BEGIN Data shown
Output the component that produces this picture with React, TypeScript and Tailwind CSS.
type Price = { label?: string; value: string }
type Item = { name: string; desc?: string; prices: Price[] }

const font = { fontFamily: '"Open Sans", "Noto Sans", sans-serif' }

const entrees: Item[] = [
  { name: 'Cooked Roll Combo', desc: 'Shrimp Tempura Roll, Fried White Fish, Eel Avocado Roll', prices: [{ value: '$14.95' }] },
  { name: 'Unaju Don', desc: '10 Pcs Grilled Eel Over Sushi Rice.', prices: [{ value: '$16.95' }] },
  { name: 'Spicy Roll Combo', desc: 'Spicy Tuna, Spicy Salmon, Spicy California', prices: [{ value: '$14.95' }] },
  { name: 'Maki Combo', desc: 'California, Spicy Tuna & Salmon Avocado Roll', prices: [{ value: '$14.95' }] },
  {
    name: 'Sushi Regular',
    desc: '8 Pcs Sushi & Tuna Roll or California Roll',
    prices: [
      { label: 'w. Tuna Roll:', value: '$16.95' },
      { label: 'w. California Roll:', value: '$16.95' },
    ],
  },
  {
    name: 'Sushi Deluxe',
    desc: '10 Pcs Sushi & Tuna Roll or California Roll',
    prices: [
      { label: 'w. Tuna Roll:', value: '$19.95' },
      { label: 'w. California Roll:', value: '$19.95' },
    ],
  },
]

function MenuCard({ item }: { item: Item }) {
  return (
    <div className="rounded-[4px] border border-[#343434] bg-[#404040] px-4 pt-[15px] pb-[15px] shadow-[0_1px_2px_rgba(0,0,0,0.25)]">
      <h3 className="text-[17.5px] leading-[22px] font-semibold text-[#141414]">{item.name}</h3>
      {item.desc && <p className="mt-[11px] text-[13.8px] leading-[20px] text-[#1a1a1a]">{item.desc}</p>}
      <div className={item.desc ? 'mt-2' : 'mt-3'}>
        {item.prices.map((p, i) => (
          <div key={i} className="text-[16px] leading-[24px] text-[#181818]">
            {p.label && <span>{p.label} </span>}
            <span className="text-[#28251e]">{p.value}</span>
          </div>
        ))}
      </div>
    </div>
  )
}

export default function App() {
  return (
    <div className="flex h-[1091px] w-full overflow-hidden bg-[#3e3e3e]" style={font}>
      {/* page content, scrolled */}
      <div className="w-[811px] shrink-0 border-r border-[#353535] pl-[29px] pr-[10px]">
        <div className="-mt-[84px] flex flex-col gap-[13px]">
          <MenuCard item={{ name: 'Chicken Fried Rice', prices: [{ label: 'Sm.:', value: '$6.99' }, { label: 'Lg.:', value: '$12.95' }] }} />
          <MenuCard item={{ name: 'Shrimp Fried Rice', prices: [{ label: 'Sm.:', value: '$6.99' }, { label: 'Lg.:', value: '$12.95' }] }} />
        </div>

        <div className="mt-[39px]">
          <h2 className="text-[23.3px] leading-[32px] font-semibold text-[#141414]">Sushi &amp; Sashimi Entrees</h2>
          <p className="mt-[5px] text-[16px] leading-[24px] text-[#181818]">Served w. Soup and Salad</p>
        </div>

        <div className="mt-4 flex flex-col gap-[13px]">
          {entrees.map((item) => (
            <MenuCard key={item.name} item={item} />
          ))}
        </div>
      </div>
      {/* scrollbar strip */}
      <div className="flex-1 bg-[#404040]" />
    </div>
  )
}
END Data shown
BEGIN Data shown
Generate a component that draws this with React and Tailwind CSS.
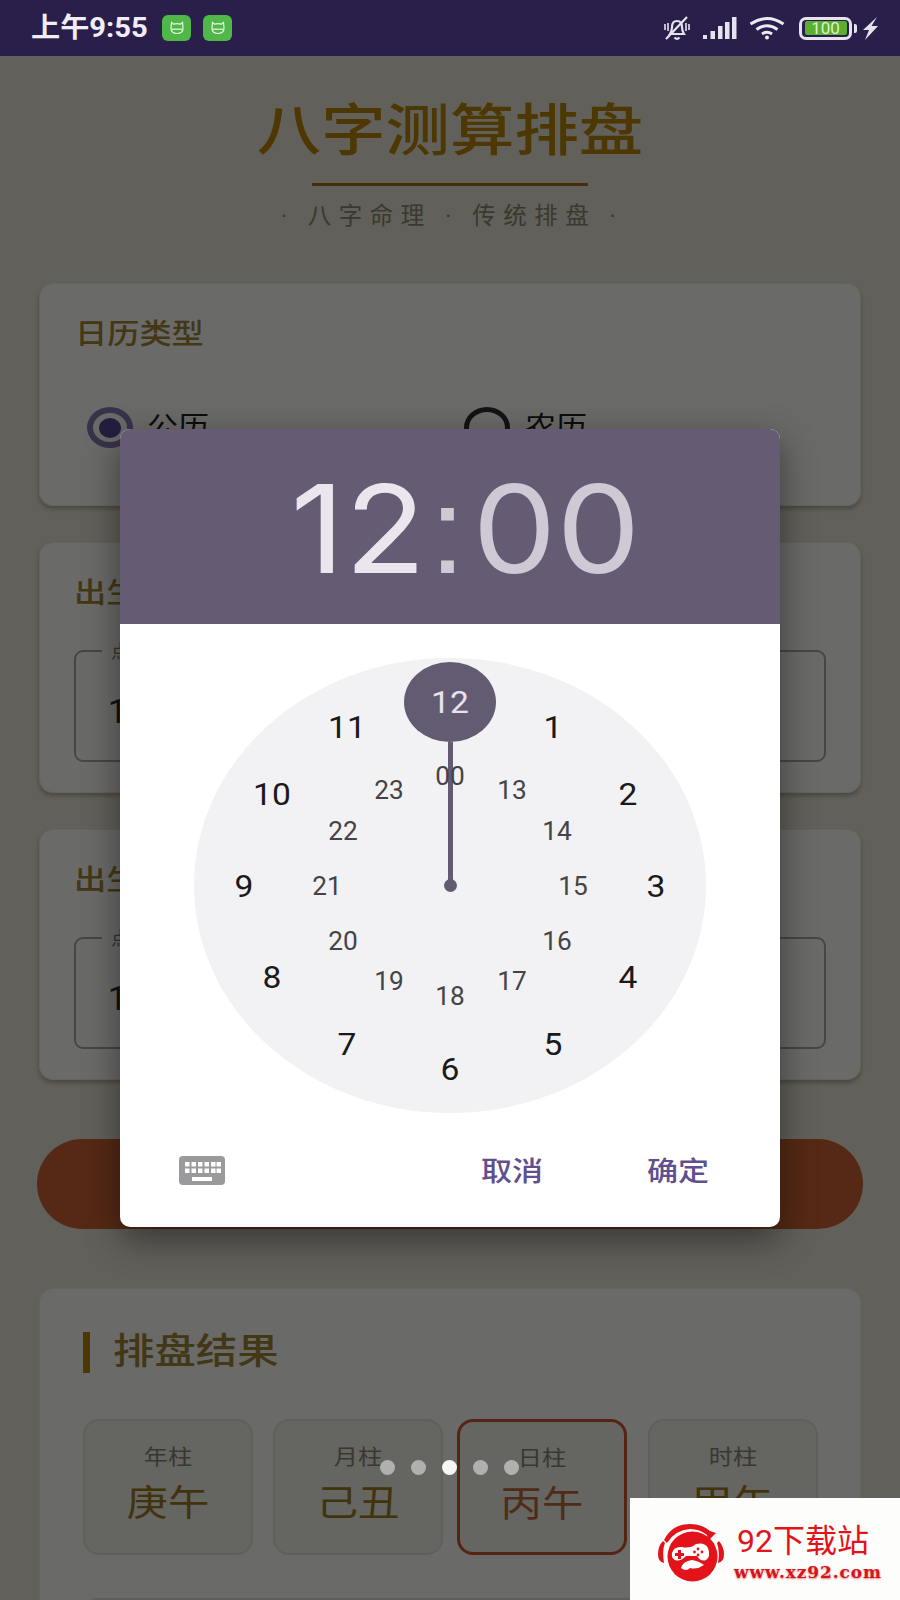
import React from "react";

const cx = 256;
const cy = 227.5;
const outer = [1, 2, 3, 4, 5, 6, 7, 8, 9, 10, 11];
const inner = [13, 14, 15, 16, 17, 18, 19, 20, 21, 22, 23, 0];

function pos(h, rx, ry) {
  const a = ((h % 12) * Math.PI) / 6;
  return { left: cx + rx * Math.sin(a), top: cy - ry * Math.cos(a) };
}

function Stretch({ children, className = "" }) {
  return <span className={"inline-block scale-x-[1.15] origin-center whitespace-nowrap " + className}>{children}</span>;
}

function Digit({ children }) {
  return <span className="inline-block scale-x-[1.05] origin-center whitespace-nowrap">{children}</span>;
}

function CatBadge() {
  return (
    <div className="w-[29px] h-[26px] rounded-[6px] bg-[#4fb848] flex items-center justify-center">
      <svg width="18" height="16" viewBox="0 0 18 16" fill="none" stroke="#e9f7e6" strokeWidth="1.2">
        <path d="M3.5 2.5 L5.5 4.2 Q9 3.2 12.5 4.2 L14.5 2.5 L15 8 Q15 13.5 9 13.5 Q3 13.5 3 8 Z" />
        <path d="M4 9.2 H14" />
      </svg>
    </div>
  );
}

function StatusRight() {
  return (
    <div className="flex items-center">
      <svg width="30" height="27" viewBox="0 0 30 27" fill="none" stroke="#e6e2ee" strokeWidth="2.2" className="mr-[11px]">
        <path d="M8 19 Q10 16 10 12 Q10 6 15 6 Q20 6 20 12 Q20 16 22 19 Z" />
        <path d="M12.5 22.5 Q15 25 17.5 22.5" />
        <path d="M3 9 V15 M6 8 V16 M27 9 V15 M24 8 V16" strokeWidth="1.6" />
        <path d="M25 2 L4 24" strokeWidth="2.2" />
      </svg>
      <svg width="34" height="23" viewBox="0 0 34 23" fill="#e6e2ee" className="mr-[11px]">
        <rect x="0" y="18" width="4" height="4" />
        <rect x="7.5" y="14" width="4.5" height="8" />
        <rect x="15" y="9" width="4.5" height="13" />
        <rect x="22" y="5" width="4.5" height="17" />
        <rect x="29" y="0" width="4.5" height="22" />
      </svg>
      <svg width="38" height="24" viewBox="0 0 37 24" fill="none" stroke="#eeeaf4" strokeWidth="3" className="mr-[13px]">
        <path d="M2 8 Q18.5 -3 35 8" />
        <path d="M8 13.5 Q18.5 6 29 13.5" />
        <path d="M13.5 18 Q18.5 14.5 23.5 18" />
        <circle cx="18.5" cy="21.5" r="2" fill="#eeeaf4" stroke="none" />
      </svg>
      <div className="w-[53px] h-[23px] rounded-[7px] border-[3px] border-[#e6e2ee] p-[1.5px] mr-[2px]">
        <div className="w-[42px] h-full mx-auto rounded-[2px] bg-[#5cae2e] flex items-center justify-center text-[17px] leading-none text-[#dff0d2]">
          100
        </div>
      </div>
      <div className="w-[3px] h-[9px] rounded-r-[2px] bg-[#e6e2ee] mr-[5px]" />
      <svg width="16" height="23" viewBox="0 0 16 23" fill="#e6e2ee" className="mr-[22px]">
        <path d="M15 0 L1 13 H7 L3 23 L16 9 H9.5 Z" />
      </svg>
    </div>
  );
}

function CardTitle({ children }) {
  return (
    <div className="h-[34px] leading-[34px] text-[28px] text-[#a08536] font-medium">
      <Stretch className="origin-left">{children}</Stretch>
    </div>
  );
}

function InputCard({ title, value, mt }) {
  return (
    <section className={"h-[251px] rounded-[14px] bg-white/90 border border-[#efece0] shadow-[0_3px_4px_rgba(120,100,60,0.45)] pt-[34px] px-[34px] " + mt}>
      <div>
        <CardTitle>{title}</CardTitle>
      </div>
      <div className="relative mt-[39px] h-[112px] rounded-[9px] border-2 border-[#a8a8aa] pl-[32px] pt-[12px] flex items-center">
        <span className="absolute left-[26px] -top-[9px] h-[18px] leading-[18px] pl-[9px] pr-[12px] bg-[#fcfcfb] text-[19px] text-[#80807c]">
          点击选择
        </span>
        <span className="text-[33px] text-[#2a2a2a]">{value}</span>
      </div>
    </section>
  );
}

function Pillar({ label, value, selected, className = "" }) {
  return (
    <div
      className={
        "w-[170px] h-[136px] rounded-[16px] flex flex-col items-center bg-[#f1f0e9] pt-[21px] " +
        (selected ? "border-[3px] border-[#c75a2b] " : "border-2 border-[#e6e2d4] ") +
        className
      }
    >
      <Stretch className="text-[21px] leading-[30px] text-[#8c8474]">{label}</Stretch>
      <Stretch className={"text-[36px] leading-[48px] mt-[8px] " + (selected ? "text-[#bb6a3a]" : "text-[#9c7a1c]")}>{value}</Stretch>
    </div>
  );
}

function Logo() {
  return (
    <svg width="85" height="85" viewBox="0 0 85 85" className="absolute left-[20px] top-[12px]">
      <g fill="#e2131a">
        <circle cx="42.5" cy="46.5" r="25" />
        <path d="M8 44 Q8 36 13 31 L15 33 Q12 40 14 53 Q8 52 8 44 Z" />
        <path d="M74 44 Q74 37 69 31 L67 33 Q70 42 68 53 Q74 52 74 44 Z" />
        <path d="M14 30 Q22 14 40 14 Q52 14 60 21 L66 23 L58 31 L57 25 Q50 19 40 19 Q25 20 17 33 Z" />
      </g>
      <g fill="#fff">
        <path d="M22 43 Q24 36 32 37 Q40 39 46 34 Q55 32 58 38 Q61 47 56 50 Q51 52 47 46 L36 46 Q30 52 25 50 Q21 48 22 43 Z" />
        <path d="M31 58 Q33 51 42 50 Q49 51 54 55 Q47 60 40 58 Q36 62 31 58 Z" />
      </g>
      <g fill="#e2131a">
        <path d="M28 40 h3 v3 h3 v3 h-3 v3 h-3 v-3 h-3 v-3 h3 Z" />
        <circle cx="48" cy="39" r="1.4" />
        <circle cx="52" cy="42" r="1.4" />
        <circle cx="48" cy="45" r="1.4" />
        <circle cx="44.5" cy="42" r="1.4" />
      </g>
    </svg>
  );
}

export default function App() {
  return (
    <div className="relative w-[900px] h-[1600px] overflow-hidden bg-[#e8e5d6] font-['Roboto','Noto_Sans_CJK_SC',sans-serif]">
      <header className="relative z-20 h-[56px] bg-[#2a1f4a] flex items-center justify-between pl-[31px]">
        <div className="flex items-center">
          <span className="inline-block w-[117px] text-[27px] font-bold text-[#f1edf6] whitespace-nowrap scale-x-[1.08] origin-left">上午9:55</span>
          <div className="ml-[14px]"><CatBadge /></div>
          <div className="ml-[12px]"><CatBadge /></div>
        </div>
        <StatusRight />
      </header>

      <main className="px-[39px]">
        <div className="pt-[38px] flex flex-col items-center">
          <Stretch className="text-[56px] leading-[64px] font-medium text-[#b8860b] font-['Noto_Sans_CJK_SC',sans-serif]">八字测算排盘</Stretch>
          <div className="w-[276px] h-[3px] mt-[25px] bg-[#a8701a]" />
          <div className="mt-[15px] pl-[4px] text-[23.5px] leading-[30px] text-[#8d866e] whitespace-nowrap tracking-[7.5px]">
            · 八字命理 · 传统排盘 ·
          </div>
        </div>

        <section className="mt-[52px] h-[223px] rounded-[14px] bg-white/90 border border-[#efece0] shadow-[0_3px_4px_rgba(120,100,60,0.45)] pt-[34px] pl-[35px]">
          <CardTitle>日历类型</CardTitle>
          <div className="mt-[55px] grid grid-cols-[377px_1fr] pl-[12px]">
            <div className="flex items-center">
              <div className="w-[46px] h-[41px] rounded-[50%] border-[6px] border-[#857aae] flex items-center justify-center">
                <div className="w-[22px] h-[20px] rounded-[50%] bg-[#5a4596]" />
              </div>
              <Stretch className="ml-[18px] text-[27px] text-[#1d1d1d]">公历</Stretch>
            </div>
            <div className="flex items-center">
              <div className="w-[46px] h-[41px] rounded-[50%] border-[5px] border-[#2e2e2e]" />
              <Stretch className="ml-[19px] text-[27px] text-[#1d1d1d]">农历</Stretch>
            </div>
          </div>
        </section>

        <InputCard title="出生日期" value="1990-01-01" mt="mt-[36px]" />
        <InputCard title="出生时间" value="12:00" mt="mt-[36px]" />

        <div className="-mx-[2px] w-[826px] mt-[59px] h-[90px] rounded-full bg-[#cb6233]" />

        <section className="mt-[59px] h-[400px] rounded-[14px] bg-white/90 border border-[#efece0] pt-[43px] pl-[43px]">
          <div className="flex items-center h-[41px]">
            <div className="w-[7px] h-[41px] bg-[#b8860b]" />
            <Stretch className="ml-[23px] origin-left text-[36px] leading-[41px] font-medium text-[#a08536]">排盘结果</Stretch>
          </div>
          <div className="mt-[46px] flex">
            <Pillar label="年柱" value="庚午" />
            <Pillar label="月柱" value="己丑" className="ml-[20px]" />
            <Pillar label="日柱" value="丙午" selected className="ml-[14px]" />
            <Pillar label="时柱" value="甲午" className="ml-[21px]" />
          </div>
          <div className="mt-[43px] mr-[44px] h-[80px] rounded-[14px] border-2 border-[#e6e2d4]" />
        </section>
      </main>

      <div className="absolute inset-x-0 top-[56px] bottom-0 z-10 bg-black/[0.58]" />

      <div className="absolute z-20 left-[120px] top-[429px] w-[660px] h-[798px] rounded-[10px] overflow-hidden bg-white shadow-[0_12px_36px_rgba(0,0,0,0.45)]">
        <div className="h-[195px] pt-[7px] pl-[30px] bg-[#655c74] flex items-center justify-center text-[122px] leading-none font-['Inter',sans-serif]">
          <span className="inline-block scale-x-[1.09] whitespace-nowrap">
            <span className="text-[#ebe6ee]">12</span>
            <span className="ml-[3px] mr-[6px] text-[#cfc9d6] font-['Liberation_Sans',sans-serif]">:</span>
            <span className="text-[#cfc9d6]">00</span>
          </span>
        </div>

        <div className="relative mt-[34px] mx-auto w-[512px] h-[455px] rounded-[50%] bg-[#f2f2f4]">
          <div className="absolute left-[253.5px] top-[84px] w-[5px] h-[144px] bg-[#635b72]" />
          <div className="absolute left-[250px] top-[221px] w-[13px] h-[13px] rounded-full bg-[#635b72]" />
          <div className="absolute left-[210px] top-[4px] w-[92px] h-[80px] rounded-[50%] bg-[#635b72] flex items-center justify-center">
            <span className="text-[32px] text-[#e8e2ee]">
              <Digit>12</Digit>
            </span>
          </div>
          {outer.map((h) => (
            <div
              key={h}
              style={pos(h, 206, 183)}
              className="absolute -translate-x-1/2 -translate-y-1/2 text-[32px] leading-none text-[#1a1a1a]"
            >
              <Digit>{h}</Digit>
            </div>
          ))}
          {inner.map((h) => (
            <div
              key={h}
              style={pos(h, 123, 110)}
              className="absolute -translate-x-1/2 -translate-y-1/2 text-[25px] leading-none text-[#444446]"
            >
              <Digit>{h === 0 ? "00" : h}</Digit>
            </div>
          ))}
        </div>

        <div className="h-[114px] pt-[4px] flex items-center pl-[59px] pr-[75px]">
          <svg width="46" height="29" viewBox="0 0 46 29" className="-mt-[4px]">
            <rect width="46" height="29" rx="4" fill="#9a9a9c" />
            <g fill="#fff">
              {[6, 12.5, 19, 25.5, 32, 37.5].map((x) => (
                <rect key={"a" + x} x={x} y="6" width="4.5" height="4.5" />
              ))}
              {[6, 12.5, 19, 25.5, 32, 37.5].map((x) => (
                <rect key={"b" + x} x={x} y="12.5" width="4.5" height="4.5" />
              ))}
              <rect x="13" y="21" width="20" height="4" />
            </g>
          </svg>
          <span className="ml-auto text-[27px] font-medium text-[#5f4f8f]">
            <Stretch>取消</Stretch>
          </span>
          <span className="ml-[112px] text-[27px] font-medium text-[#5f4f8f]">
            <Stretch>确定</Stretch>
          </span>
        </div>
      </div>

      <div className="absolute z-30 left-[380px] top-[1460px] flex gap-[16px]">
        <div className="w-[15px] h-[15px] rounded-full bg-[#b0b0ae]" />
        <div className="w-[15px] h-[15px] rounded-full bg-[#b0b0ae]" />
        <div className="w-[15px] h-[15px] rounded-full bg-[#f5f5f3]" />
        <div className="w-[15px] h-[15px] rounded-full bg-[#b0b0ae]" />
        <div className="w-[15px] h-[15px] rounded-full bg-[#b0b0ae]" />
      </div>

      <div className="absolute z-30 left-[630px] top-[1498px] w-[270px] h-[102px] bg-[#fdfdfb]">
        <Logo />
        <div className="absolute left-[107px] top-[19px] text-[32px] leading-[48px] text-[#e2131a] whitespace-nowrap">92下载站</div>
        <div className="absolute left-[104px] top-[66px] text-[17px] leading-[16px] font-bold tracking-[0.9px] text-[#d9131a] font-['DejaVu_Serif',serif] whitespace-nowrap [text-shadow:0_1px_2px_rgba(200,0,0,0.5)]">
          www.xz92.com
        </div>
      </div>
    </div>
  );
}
END Data shown
BEGIN Data shown
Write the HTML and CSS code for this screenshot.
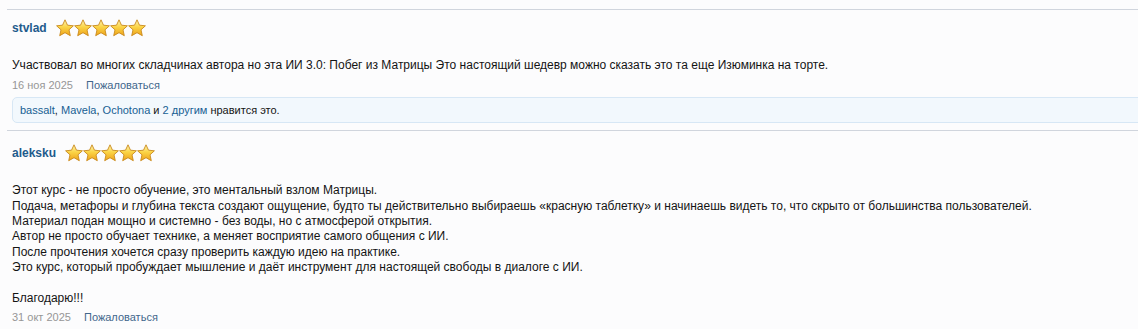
END Data shown
**Set exercise:** Copy out every line that includes the word "Tailwind".

**Solution to this problem:**
Output the component that produces this picture with React, TypeScript and Tailwind CSS.
Generate a component that draws this with React and Tailwind CSS.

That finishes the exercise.